→ Directive: Filter the records below down to lines containing "this".

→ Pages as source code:
• • • • • • •
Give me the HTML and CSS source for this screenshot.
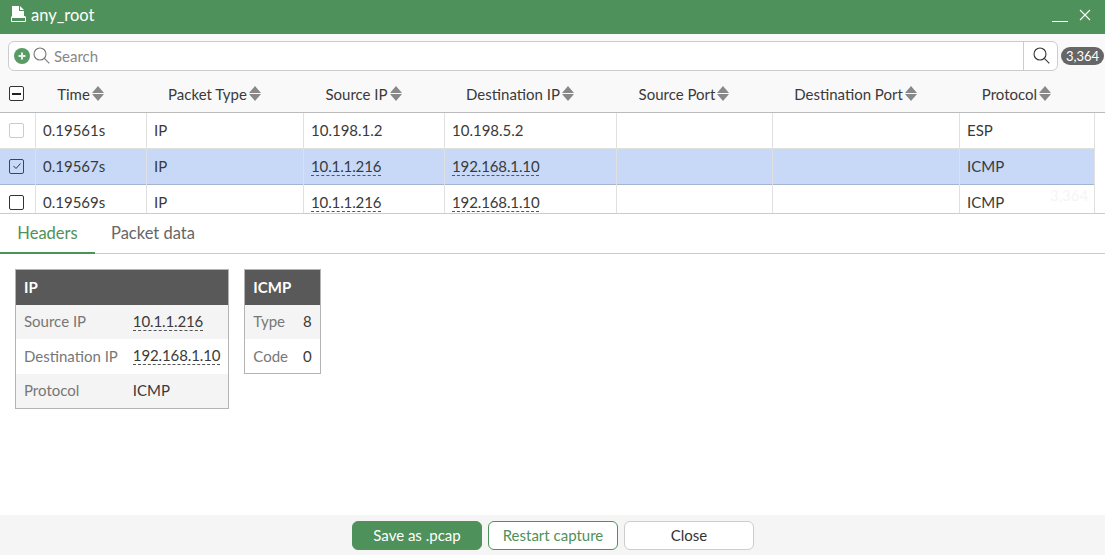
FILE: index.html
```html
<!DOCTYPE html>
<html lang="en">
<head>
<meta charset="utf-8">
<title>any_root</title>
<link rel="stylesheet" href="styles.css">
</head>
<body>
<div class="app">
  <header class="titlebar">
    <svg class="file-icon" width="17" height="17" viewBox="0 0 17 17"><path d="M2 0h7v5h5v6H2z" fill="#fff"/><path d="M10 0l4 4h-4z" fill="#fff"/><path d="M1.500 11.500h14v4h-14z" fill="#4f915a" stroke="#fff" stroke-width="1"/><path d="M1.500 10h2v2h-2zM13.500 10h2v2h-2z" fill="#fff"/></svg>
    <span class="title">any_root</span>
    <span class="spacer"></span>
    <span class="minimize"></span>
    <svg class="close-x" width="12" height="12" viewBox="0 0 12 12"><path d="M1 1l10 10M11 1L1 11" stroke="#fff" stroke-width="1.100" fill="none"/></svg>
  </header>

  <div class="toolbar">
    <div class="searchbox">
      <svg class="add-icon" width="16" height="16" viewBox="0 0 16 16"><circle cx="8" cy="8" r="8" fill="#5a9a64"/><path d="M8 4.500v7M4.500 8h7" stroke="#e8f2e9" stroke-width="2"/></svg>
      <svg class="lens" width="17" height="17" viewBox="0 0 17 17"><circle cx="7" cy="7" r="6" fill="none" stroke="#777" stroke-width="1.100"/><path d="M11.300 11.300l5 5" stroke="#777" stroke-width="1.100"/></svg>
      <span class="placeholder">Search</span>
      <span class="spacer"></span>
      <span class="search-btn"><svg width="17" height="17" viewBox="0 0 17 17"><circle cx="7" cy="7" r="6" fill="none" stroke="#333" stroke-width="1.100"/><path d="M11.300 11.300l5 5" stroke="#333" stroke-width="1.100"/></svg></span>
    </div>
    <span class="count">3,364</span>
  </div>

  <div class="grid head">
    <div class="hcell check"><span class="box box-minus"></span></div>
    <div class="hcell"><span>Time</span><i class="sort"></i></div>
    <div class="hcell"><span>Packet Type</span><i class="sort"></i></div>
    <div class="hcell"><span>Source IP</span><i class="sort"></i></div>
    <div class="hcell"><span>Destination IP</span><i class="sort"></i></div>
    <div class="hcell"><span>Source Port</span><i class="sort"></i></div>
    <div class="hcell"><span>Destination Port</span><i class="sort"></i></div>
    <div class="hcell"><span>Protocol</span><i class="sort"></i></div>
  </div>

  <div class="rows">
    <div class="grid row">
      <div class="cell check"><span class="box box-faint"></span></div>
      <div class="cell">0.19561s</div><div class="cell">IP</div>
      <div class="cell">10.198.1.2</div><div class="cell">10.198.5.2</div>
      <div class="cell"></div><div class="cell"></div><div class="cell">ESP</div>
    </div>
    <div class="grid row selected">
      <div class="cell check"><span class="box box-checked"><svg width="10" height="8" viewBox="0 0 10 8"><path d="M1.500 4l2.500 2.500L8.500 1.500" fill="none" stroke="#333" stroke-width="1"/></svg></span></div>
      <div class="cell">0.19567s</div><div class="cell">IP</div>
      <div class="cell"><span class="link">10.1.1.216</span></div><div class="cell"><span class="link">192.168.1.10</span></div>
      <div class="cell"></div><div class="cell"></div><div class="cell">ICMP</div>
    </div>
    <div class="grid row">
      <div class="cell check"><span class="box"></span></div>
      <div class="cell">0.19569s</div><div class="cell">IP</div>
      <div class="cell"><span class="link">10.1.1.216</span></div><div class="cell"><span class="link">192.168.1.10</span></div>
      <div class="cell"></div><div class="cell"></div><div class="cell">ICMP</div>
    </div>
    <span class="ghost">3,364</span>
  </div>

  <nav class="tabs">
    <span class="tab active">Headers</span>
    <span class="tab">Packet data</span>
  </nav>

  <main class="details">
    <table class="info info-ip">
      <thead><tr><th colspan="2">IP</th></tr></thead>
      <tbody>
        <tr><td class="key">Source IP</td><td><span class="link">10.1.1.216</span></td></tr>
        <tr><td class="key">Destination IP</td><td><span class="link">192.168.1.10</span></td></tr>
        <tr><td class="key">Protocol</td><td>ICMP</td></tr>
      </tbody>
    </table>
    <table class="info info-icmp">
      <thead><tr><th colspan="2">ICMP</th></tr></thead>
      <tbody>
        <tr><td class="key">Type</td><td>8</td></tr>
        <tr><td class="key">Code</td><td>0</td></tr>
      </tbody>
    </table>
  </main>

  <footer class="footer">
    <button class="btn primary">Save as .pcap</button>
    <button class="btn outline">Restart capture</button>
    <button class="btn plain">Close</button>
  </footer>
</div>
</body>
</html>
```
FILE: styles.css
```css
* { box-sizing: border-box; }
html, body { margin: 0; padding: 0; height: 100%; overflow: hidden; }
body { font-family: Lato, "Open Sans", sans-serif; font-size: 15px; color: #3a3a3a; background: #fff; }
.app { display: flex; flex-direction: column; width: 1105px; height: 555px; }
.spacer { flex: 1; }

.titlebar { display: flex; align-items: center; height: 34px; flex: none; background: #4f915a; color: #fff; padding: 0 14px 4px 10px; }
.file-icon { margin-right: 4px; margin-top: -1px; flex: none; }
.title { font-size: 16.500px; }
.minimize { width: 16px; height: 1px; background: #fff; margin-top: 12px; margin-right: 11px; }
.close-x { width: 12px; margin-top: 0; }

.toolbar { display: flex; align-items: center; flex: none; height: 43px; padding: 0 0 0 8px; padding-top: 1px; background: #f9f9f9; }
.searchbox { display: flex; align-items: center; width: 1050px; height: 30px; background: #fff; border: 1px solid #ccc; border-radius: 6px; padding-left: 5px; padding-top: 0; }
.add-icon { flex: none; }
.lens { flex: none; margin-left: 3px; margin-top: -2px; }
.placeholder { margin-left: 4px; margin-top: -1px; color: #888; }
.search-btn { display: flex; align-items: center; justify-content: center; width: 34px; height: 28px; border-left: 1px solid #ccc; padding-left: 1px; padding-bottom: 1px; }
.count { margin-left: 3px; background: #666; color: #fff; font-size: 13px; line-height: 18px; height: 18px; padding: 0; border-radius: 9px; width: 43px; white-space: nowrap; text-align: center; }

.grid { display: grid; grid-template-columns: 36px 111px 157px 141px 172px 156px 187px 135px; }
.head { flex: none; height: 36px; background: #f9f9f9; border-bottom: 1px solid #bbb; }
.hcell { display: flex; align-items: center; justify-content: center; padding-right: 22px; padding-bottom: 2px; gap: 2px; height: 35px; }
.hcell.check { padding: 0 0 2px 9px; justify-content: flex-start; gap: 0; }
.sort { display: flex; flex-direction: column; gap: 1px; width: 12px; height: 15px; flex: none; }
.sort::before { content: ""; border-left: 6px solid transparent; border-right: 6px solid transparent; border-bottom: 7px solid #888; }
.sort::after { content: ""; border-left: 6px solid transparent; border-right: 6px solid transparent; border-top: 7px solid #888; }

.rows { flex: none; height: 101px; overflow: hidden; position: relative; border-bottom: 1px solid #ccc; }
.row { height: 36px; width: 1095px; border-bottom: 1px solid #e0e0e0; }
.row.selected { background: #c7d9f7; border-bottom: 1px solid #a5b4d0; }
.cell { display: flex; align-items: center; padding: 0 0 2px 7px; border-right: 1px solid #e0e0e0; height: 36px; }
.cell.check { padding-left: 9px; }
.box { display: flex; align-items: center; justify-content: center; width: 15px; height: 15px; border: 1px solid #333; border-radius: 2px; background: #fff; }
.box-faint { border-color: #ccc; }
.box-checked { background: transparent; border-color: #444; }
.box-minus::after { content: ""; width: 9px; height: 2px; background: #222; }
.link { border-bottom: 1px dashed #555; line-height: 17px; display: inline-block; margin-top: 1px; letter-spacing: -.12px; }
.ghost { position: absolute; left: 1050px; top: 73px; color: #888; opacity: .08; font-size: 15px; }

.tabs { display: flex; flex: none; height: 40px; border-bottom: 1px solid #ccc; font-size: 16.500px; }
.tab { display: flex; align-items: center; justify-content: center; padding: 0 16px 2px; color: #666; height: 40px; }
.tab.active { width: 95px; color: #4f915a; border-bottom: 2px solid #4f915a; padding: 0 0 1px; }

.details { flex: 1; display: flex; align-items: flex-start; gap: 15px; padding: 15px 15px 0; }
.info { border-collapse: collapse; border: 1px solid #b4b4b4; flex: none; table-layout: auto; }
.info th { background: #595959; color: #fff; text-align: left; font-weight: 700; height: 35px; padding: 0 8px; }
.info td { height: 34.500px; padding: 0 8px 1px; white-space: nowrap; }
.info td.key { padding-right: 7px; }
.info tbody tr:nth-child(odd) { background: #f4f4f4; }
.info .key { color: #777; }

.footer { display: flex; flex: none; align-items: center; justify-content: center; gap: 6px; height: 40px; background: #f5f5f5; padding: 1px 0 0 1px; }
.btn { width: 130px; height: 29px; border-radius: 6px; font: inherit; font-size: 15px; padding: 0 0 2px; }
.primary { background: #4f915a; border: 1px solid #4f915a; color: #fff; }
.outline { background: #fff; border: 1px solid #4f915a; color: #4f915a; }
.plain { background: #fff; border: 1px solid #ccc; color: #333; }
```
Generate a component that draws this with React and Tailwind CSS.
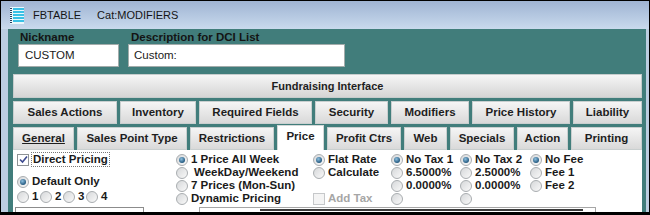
• • • • • • •
→ Correct output:
Give me the HTML and CSS source for this screenshot.
Generate a component that draws this with React and Tailwind CSS.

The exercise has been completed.